Yad vai tan na pasyati, pasyan vai tan na pasyati (B.U. 4.3.23): 

He sees, and yet does not see. He sees, and yet it is not an actual seeing through the senses. Why do we say that he sees, and yet does not see? 

viparilopo vidyate, avinasitvat; na tu tad dvitiya masti, tato'nyad vibhaktam yat pasyet: 

The seer has become one with the seen there. So what does one really see there? 

We cannot say that one does not see anything there, because the object of seeing is already there. Everything that is to be seen is there; necessarily, therefore, there is seeing. But a mysterious phenomenon has taken place. That which is to be seen has become a part of seeing itself. Then what does one really see? Does one see, or does one not see? Yes, one sees, because all the objects of perception are there intact. And yet one does not see in another sense because that which is to be seen or cognised has become part of the cogniser himself.


These are the crowning answers of Yajnavalkya as if to give a satisfying conclusion to what Yama in the Kathopanishad began in answer to the question of Nachiketas. We pass from stage to stage, from one encounter to another. The path of the spirit is a path of encounter, of facing problems and problems, vistas and vistas, newer and newer visions, and higher and higher integrations of oneself. The integration becomes complete when the object that is to be cognised becomes a part of the cogniser himself. That is the pinnacle of integration.

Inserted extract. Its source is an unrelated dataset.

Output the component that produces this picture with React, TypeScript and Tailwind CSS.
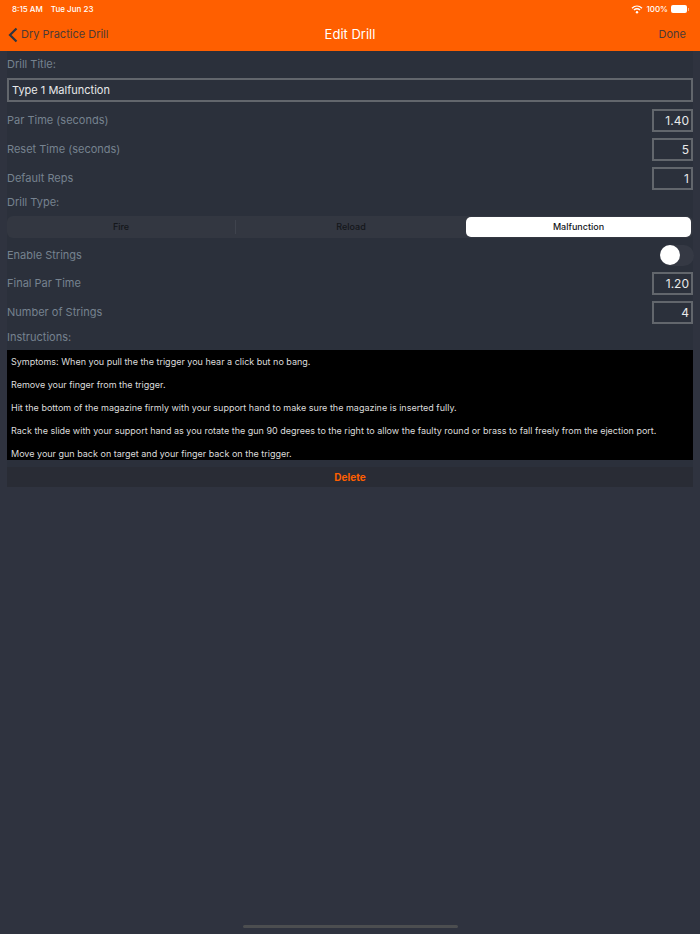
import React from 'react';

const font = "font-['Inter','Liberation_Sans',sans-serif]";

const instructions = [
  'Symptoms: When you pull the the trigger you hear a click but no bang.',
  'Remove your finger from the trigger.',
  'Hit the bottom of the magazine firmly with your support hand to make sure the magazine is inserted fully.',
  'Rack the slide with your support hand as you rotate the gun 90 degrees to the right to allow the faulty round or brass to fall freely from the ejection port.',
  'Move your gun back on target and your finger back on the trigger.',
];

function NumberRow({ label, value }: { label: string; value: string }) {
  return (
    <div className="flex h-[29px] items-center justify-between">
      <span className="text-[11px] text-[#76828f]">{label}</span>
      <div className="flex h-[23px] w-[41px] items-center justify-end border-2 border-[#62666c] pr-[2px] text-[12px] text-[#e8e9ea]">
        {value}
      </div>
    </div>
  );
}

function StatusBar() {
  return (
    <div className="flex h-[18px] items-center justify-between pl-[12px] pr-[11px] text-[8px] font-medium text-white">
      <div className="flex gap-[8px]">
        <span>8:15 AM</span>
        <span>Tue Jun 23</span>
      </div>
      <div className="flex items-center gap-[3px]">
        <svg width="12" height="9" viewBox="0 0 12 9" fill="none" stroke="white">
          <path d="M1 3.2C4 .4 8 .4 11 3.2" strokeWidth="1.4" />
          <path d="M2.9 5C4.8 3.4 7.2 3.4 9.1 5" strokeWidth="1.4" />
          <circle cx="6" cy="7.2" r="1.2" fill="white" stroke="none" />
        </svg>
        <span>100%</span>
        <div className="flex items-center">
          <div className="h-[8px] w-[16px] rounded-[2px] bg-white" />
          <div className="ml-[1px] h-[3px] w-[1px] bg-[#ffb380]" />
        </div>
      </div>
    </div>
  );
}

export default function App() {
  return (
    <div className={`flex h-[934px] w-[700px] flex-col overflow-hidden bg-[#2f333f] ${font}`}>
      <header className="h-[51px] bg-[#ff5f00]">
        <StatusBar />
        <div className="relative flex h-[33px] items-center justify-between pl-[8px] pr-[14px] text-[11px] text-[#4d3a35]">
          <div className="flex items-center gap-[3px]">
            <svg width="10" height="16" viewBox="0 0 10 16" fill="none" stroke="#2f3540" strokeWidth="2.2">
              <path d="M8.5 1.5 2 8l6.5 6.5" />
            </svg>
            <span>Dry Practice Drill</span>
          </div>
          <span className="absolute inset-x-0 text-center text-[13px] text-white">Edit Drill</span>
          <span>Done</span>
        </div>
      </header>

      <main className="mx-[7px] flex flex-col bg-[#2b303b]">
        <div className="flex h-[27px] items-center text-[11px] text-[#76828f]">Drill Title:</div>
        <div className="flex h-[24px] items-center border-2 border-[#62666c] pl-[3px] text-[11px] text-[#e8e9ea]">
          Type 1 Malfunction
        </div>
        <div className="mt-[4px]">
          <NumberRow label="Par Time (seconds)" value="1.40" />
          <NumberRow label="Reset Time (seconds)" value="5" />
          <NumberRow label="Default Reps" value="1" />
        </div>
        <div className="flex h-[18px] items-center text-[11px] text-[#76828f]">Drill Type:</div>
        <div className="mt-[5px] flex h-[22px] items-center rounded-[6px] bg-[#333741] text-[9px] font-medium text-[#14161a]">
          <div className="flex h-[14px] w-[229px] items-center justify-center border-r border-[#3f434d]">Fire</div>
          <div className="flex h-[14px] w-[230px] items-center justify-center">Reload</div>
          <div className="flex h-[20px] w-[225px] items-center justify-center rounded-[5px] bg-white text-[#14161a]">
            Malfunction
          </div>
        </div>
        <div className="flex h-[34px] items-center justify-between">
          <span className="text-[11px] text-[#76828f]">Enable Strings</span>
          <div className="-mr-[1px] flex h-[21px] w-[34px] items-center rounded-full bg-[#353944]">
            <div className="h-[20px] w-[20px] rounded-full bg-white" />
          </div>
        </div>
        <div className="-mt-[3px]">
          <NumberRow label="Final Par Time" value="1.20" />
          <NumberRow label="Number of Strings" value="4" />
        </div>
        <div className="flex h-[23px] items-center pb-[3px] text-[11px] text-[#76828f]">Instructions:</div>
        <div className="flex h-[110px] flex-col gap-[9px] overflow-hidden bg-black px-[4px] pt-[5px] text-[9px] leading-[14px] text-[#dcdcdc]">
          {instructions.map((line) => (
            <p key={line} className="whitespace-nowrap">
              {line}
            </p>
          ))}
        </div>
        <div className="h-[7px]" />
      </main>

      <div className="mx-[7px] flex h-[20px] items-center justify-center bg-[#292c35] text-[10px] font-bold text-[#ff5f00]">
        Delete
      </div>

      <div className="mt-auto mb-[6px] h-[3px] w-[215px] self-center rounded-full bg-[#4c4e50]" />
    </div>
  );
}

But the lower integrations are of a different nature altogether. The lesser integration is where we see a harmony around us. It is not actually unity of the object of perception with the perceiving process, which is the last thing to be experienced, but only a harmony or a collaboration of forces. But in the lower stage, still we see a difference of things as if there is nothing connected in this world. Everything is thrown in different places by an invisible connecting link of space, time and cause.


But for gravitation, space, time and cause, etc., there would not be even a conceptual unity or harmony among things. We cannot see a physical unity of things. We have only an imaginary unity, such as what we call social unity, international unity, family unity, etc., which is really not there. It can be broken any moment because it is only a conceptual relationship that has been established by the function of the mind of people. But higher than that is actual physical merging of forces, a creative entering of forces into themselves so that there is an awakening of oneself to the fact that harmony is not merely conceptual or notional as we have in the physical world, but it is creative existence. It really is there. There is a real collaboration of forces. One is connected with the other as threads in a cloth, we may say. Physically we can see the interconnection of threads in a cloth. They are not merely notionally connected, but they are really and physically related to one another. But, the highest integration is where the threads themselves get lifted to an awareness of there not being any kind of warp or woof, but a single indeterminate mass of existence, a featureless transparency of Spirit.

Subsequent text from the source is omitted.